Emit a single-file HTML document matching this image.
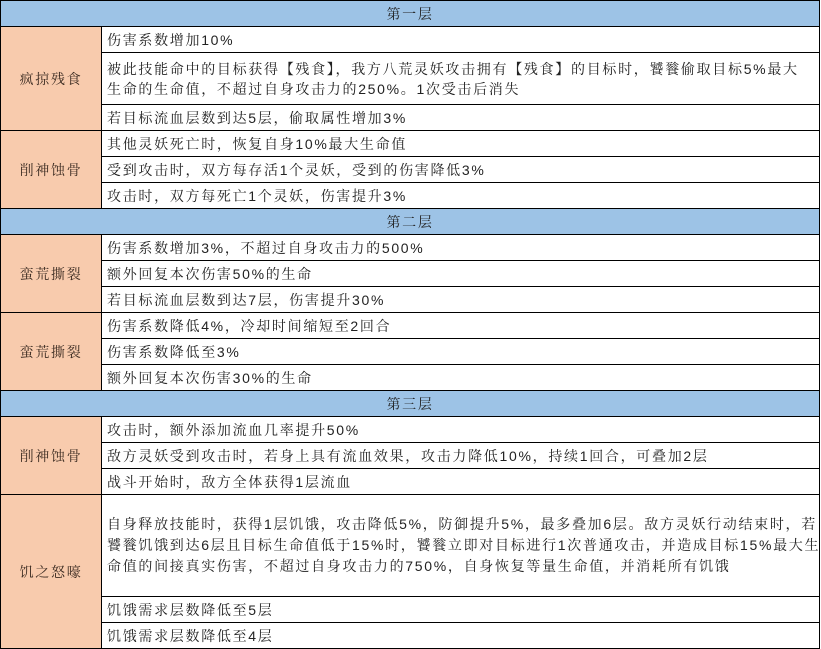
<!DOCTYPE html>
<html><head><meta charset="utf-8"><style>
body{margin:0;background:#fff;width:821px;height:649px;overflow:hidden;}
#t{position:absolute;left:0;top:0;}
.c{position:absolute;box-sizing:border-box;border:1px solid #000;font-family:"Liberation Sans","Noto Serif CJK SC","Noto Sans CJK SC",serif;font-size:14px;color:#222;letter-spacing:1.7px;line-height:20px;display:flex;align-items:center;white-space:nowrap;}
.c span.n{letter-spacing:0;}
.h{background:#9dc3e6;justify-content:center;}
.l{background:#f8cbad;justify-content:center;color:#3a2a20;}
.r{background:#fff;padding-left:5px;}
</style></head><body><div id="t">
<div class="c h" style="left:0;top:0;width:820px;height:27px">第一层</div>
<div class="c l" style="left:0;top:26px;width:102px;height:105px">疯掠残食</div>
<div class="c r" style="left:101px;top:26px;width:719px;height:27px">伤害系数增加10%</div>
<div class="c r" style="left:101px;top:52px;width:719px;height:53px"><div>被此技能命中的目标获得【残食】，我方八荒灵妖攻击拥有【残食】的目标时，饕餮偷取目标5%最大<br>生命的生命值，不超过自身攻击力的250%。1次受击后消失</div></div>
<div class="c r" style="left:101px;top:104px;width:719px;height:27px">若目标流血层数到达5层，偷取属性增加3%</div>
<div class="c l" style="left:0;top:130px;width:102px;height:79px">削神蚀骨</div>
<div class="c r" style="left:101px;top:130px;width:719px;height:27px">其他灵妖死亡时，恢复自身10%最大生命值</div>
<div class="c r" style="left:101px;top:156px;width:719px;height:27px">受到攻击时，双方每存活1个灵妖，受到的伤害降低3%</div>
<div class="c r" style="left:101px;top:182px;width:719px;height:27px">攻击时，双方每死亡1个灵妖，伤害提升3%</div>
<div class="c h" style="left:0;top:208px;width:820px;height:27px">第二层</div>
<div class="c l" style="left:0;top:234px;width:102px;height:79px">蛮荒撕裂</div>
<div class="c r" style="left:101px;top:234px;width:719px;height:27px">伤害系数增加3%，不超过自身攻击力的500%</div>
<div class="c r" style="left:101px;top:260px;width:719px;height:27px">额外回复本次伤害50%的生命</div>
<div class="c r" style="left:101px;top:286px;width:719px;height:27px">若目标流血层数到达7层，伤害提升30%</div>
<div class="c l" style="left:0;top:312px;width:102px;height:79px">蛮荒撕裂</div>
<div class="c r" style="left:101px;top:312px;width:719px;height:27px">伤害系数降低4%，冷却时间缩短至2回合</div>
<div class="c r" style="left:101px;top:338px;width:719px;height:27px">伤害系数降低至3%</div>
<div class="c r" style="left:101px;top:364px;width:719px;height:27px">额外回复本次伤害30%的生命</div>
<div class="c h" style="left:0;top:390px;width:820px;height:27px">第三层</div>
<div class="c l" style="left:0;top:416px;width:102px;height:79px">削神蚀骨</div>
<div class="c r" style="left:101px;top:416px;width:719px;height:27px">攻击时，额外添加流血几率提升50%</div>
<div class="c r" style="left:101px;top:442px;width:719px;height:27px">敌方灵妖受到攻击时，若身上具有流血效果，攻击力降低10%，持续1回合，可叠加2层</div>
<div class="c r" style="left:101px;top:468px;width:719px;height:27px">战斗开始时，敌方全体获得1层流血</div>
<div class="c l" style="left:0;top:494px;width:102px;height:155px">饥之怒嚎</div>
<div class="c r" style="left:101px;top:494px;width:719px;height:103px;line-height:21px"><div>自身释放技能时，获得1层饥饿，攻击降低5%，防御提升5%，最多叠加6层。敌方灵妖行动结束时，若<br>饕餮饥饿到达6层且目标生命值低于15%时，饕餮立即对目标进行1次普通攻击，并造成目标15%最大生<br>命值的间接真实伤害，不超过自身攻击力的750%，自身恢复等量生命值，并消耗所有饥饿</div></div>
<div class="c r" style="left:101px;top:596px;width:719px;height:27px">饥饿需求层数降低至5层</div>
<div class="c r" style="left:101px;top:622px;width:719px;height:27px">饥饿需求层数降低至4层</div>
</div></body></html>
☆ ☆ ☆ ☆ ☆ ☆ ☆
> [Short problem]
Repeat the material above word for word and skip every image in it.

> [Complete output]
Emit a single-file HTML document matching this image.
<!DOCTYPE html>
<html><head><meta charset="utf-8"><style>
body{margin:0;background:#fff;width:821px;height:649px;overflow:hidden;}
#t{position:absolute;left:0;top:0;}
.c{position:absolute;box-sizing:border-box;border:1px solid #000;font-family:"Liberation Sans","Noto Serif CJK SC","Noto Sans CJK SC",serif;font-size:14px;color:#222;letter-spacing:1.7px;line-height:20px;display:flex;align-items:center;white-space:nowrap;}
.c span.n{letter-spacing:0;}
.h{background:#9dc3e6;justify-content:center;}
.l{background:#f8cbad;justify-content:center;color:#3a2a20;}
.r{background:#fff;padding-left:5px;}
</style></head><body><div id="t">
<div class="c h" style="left:0;top:0;width:820px;height:27px">第一层</div>
<div class="c l" style="left:0;top:26px;width:102px;height:105px">疯掠残食</div>
<div class="c r" style="left:101px;top:26px;width:719px;height:27px">伤害系数增加10%</div>
<div class="c r" style="left:101px;top:52px;width:719px;height:53px"><div>被此技能命中的目标获得【残食】，我方八荒灵妖攻击拥有【残食】的目标时，饕餮偷取目标5%最大<br>生命的生命值，不超过自身攻击力的250%。1次受击后消失</div></div>
<div class="c r" style="left:101px;top:104px;width:719px;height:27px">若目标流血层数到达5层，偷取属性增加3%</div>
<div class="c l" style="left:0;top:130px;width:102px;height:79px">削神蚀骨</div>
<div class="c r" style="left:101px;top:130px;width:719px;height:27px">其他灵妖死亡时，恢复自身10%最大生命值</div>
<div class="c r" style="left:101px;top:156px;width:719px;height:27px">受到攻击时，双方每存活1个灵妖，受到的伤害降低3%</div>
<div class="c r" style="left:101px;top:182px;width:719px;height:27px">攻击时，双方每死亡1个灵妖，伤害提升3%</div>
<div class="c h" style="left:0;top:208px;width:820px;height:27px">第二层</div>
<div class="c l" style="left:0;top:234px;width:102px;height:79px">蛮荒撕裂</div>
<div class="c r" style="left:101px;top:234px;width:719px;height:27px">伤害系数增加3%，不超过自身攻击力的500%</div>
<div class="c r" style="left:101px;top:260px;width:719px;height:27px">额外回复本次伤害50%的生命</div>
<div class="c r" style="left:101px;top:286px;width:719px;height:27px">若目标流血层数到达7层，伤害提升30%</div>
<div class="c l" style="left:0;top:312px;width:102px;height:79px">蛮荒撕裂</div>
<div class="c r" style="left:101px;top:312px;width:719px;height:27px">伤害系数降低4%，冷却时间缩短至2回合</div>
<div class="c r" style="left:101px;top:338px;width:719px;height:27px">伤害系数降低至3%</div>
<div class="c r" style="left:101px;top:364px;width:719px;height:27px">额外回复本次伤害30%的生命</div>
<div class="c h" style="left:0;top:390px;width:820px;height:27px">第三层</div>
<div class="c l" style="left:0;top:416px;width:102px;height:79px">削神蚀骨</div>
<div class="c r" style="left:101px;top:416px;width:719px;height:27px">攻击时，额外添加流血几率提升50%</div>
<div class="c r" style="left:101px;top:442px;width:719px;height:27px">敌方灵妖受到攻击时，若身上具有流血效果，攻击力降低10%，持续1回合，可叠加2层</div>
<div class="c r" style="left:101px;top:468px;width:719px;height:27px">战斗开始时，敌方全体获得1层流血</div>
<div class="c l" style="left:0;top:494px;width:102px;height:155px">饥之怒嚎</div>
<div class="c r" style="left:101px;top:494px;width:719px;height:103px;line-height:21px"><div>自身释放技能时，获得1层饥饿，攻击降低5%，防御提升5%，最多叠加6层。敌方灵妖行动结束时，若<br>饕餮饥饿到达6层且目标生命值低于15%时，饕餮立即对目标进行1次普通攻击，并造成目标15%最大生<br>命值的间接真实伤害，不超过自身攻击力的750%，自身恢复等量生命值，并消耗所有饥饿</div></div>
<div class="c r" style="left:101px;top:596px;width:719px;height:27px">饥饿需求层数降低至5层</div>
<div class="c r" style="left:101px;top:622px;width:719px;height:27px">饥饿需求层数降低至4层</div>
</div></body></html>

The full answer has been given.